WHAT IS ASKED: Without the pictures, repeat the listing character for character.

DATA EXCERPT:
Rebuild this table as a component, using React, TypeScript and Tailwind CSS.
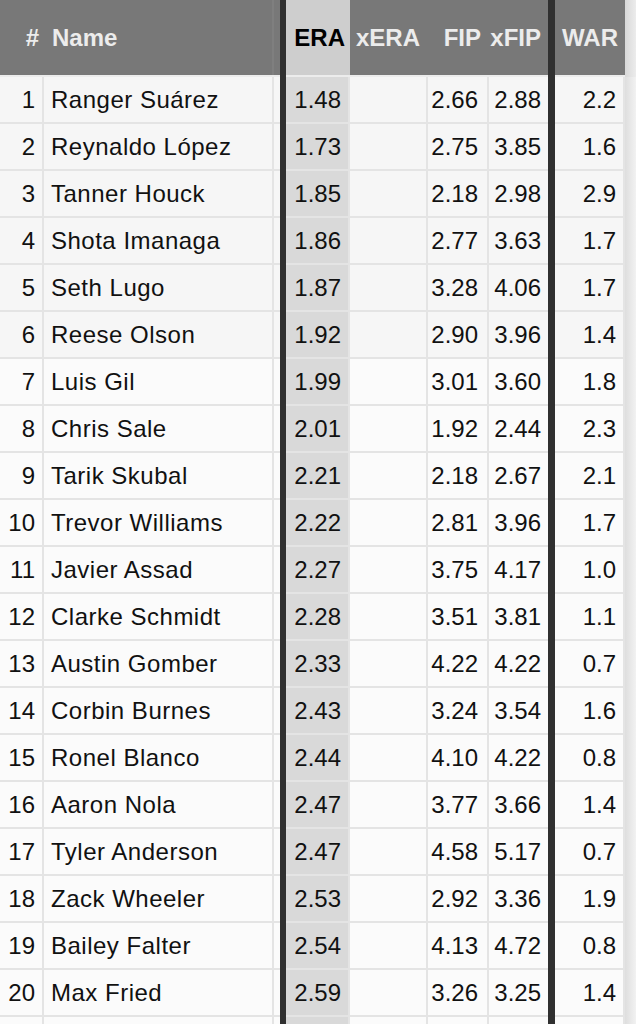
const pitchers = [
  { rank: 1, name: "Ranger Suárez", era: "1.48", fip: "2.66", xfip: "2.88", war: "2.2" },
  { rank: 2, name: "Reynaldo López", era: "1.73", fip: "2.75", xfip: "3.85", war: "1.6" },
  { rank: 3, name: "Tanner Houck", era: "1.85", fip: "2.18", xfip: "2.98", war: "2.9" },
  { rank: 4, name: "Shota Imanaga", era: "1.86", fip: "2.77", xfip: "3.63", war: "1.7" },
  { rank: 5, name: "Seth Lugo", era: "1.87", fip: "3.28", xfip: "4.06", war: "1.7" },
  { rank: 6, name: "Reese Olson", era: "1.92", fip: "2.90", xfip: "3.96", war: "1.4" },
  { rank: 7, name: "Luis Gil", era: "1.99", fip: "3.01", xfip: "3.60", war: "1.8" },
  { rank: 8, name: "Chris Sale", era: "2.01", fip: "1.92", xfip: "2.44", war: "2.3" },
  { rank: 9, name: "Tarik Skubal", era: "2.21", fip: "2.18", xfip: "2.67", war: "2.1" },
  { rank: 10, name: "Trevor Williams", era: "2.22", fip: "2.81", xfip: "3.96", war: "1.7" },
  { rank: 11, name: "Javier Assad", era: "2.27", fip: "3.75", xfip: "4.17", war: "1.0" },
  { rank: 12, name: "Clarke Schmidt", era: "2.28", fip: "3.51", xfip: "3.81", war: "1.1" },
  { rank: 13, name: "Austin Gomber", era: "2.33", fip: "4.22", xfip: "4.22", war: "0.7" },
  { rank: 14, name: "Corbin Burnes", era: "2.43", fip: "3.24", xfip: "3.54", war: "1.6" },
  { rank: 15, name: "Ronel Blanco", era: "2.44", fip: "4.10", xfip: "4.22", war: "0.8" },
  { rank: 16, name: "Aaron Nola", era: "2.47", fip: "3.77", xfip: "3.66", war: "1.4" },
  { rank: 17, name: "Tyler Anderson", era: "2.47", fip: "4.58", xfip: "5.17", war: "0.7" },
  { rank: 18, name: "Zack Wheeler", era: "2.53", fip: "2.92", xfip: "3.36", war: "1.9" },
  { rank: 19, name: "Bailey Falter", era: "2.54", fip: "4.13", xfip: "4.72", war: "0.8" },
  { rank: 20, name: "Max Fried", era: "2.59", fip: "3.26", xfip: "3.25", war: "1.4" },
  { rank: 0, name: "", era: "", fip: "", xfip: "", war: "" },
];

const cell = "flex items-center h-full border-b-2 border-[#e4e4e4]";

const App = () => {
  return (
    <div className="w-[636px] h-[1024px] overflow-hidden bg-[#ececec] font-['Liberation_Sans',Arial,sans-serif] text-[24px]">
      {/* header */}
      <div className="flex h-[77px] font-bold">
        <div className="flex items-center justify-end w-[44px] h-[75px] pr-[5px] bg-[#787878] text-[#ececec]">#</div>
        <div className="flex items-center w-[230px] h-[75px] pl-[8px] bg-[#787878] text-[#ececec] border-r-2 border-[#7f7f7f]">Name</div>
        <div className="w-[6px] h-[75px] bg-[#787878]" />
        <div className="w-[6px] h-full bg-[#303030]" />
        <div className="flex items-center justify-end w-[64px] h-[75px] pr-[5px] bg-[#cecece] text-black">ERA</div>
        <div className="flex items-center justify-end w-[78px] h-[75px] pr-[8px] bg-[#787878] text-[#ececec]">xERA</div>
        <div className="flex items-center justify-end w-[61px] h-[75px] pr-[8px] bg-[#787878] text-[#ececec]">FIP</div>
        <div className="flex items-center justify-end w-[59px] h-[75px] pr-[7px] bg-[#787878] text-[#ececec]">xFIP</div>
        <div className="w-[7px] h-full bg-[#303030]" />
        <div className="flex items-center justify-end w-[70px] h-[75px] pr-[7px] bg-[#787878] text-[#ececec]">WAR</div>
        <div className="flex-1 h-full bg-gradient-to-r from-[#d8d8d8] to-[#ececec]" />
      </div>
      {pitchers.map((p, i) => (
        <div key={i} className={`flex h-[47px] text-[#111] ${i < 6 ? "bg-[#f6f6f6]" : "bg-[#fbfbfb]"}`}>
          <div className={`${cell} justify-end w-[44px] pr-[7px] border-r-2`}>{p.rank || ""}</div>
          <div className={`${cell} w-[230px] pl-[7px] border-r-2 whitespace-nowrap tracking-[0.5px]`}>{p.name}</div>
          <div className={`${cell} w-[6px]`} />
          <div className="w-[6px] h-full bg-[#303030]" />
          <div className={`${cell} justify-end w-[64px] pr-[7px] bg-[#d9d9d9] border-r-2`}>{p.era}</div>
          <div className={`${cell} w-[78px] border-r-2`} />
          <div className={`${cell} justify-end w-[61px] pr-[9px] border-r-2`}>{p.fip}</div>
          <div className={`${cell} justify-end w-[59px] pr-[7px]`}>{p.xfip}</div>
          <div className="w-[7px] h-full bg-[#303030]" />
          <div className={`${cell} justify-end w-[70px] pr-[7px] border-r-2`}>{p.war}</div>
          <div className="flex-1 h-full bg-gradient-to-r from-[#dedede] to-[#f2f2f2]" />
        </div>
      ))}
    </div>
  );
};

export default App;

SOLUTION TO THIS TASK:
Rebuild this table as a component, using React, TypeScript and Tailwind CSS.
const pitchers = [
  { rank: 1, name: "Ranger Suárez", era: "1.48", fip: "2.66", xfip: "2.88", war: "2.2" },
  { rank: 2, name: "Reynaldo López", era: "1.73", fip: "2.75", xfip: "3.85", war: "1.6" },
  { rank: 3, name: "Tanner Houck", era: "1.85", fip: "2.18", xfip: "2.98", war: "2.9" },
  { rank: 4, name: "Shota Imanaga", era: "1.86", fip: "2.77", xfip: "3.63", war: "1.7" },
  { rank: 5, name: "Seth Lugo", era: "1.87", fip: "3.28", xfip: "4.06", war: "1.7" },
  { rank: 6, name: "Reese Olson", era: "1.92", fip: "2.90", xfip: "3.96", war: "1.4" },
  { rank: 7, name: "Luis Gil", era: "1.99", fip: "3.01", xfip: "3.60", war: "1.8" },
  { rank: 8, name: "Chris Sale", era: "2.01", fip: "1.92", xfip: "2.44", war: "2.3" },
  { rank: 9, name: "Tarik Skubal", era: "2.21", fip: "2.18", xfip: "2.67", war: "2.1" },
  { rank: 10, name: "Trevor Williams", era: "2.22", fip: "2.81", xfip: "3.96", war: "1.7" },
  { rank: 11, name: "Javier Assad", era: "2.27", fip: "3.75", xfip: "4.17", war: "1.0" },
  { rank: 12, name: "Clarke Schmidt", era: "2.28", fip: "3.51", xfip: "3.81", war: "1.1" },
  { rank: 13, name: "Austin Gomber", era: "2.33", fip: "4.22", xfip: "4.22", war: "0.7" },
  { rank: 14, name: "Corbin Burnes", era: "2.43", fip: "3.24", xfip: "3.54", war: "1.6" },
  { rank: 15, name: "Ronel Blanco", era: "2.44", fip: "4.10", xfip: "4.22", war: "0.8" },
  { rank: 16, name: "Aaron Nola", era: "2.47", fip: "3.77", xfip: "3.66", war: "1.4" },
  { rank: 17, name: "Tyler Anderson", era: "2.47", fip: "4.58", xfip: "5.17", war: "0.7" },
  { rank: 18, name: "Zack Wheeler", era: "2.53", fip: "2.92", xfip: "3.36", war: "1.9" },
  { rank: 19, name: "Bailey Falter", era: "2.54", fip: "4.13", xfip: "4.72", war: "0.8" },
  { rank: 20, name: "Max Fried", era: "2.59", fip: "3.26", xfip: "3.25", war: "1.4" },
  { rank: 0, name: "", era: "", fip: "", xfip: "", war: "" },
];

const cell = "flex items-center h-full border-b-2 border-[#e4e4e4]";

const App = () => {
  return (
    <div className="w-[636px] h-[1024px] overflow-hidden bg-[#ececec] font-['Liberation_Sans',Arial,sans-serif] text-[24px]">
      {/* header */}
      <div className="flex h-[77px] font-bold">
        <div className="flex items-center justify-end w-[44px] h-[75px] pr-[5px] bg-[#787878] text-[#ececec]">#</div>
        <div className="flex items-center w-[230px] h-[75px] pl-[8px] bg-[#787878] text-[#ececec] border-r-2 border-[#7f7f7f]">Name</div>
        <div className="w-[6px] h-[75px] bg-[#787878]" />
        <div className="w-[6px] h-full bg-[#303030]" />
        <div className="flex items-center justify-end w-[64px] h-[75px] pr-[5px] bg-[#cecece] text-black">ERA</div>
        <div className="flex items-center justify-end w-[78px] h-[75px] pr-[8px] bg-[#787878] text-[#ececec]">xERA</div>
        <div className="flex items-center justify-end w-[61px] h-[75px] pr-[8px] bg-[#787878] text-[#ececec]">FIP</div>
        <div className="flex items-center justify-end w-[59px] h-[75px] pr-[7px] bg-[#787878] text-[#ececec]">xFIP</div>
        <div className="w-[7px] h-full bg-[#303030]" />
        <div className="flex items-center justify-end w-[70px] h-[75px] pr-[7px] bg-[#787878] text-[#ececec]">WAR</div>
        <div className="flex-1 h-full bg-gradient-to-r from-[#d8d8d8] to-[#ececec]" />
      </div>
      {pitchers.map((p, i) => (
        <div key={i} className={`flex h-[47px] text-[#111] ${i < 6 ? "bg-[#f6f6f6]" : "bg-[#fbfbfb]"}`}>
          <div className={`${cell} justify-end w-[44px] pr-[7px] border-r-2`}>{p.rank || ""}</div>
          <div className={`${cell} w-[230px] pl-[7px] border-r-2 whitespace-nowrap tracking-[0.5px]`}>{p.name}</div>
          <div className={`${cell} w-[6px]`} />
          <div className="w-[6px] h-full bg-[#303030]" />
          <div className={`${cell} justify-end w-[64px] pr-[7px] bg-[#d9d9d9] border-r-2`}>{p.era}</div>
          <div className={`${cell} w-[78px] border-r-2`} />
          <div className={`${cell} justify-end w-[61px] pr-[9px] border-r-2`}>{p.fip}</div>
          <div className={`${cell} justify-end w-[59px] pr-[7px]`}>{p.xfip}</div>
          <div className="w-[7px] h-full bg-[#303030]" />
          <div className={`${cell} justify-end w-[70px] pr-[7px] border-r-2`}>{p.war}</div>
          <div className="flex-1 h-full bg-gradient-to-r from-[#dedede] to-[#f2f2f2]" />
        </div>
      ))}
    </div>
  );
};

export default App;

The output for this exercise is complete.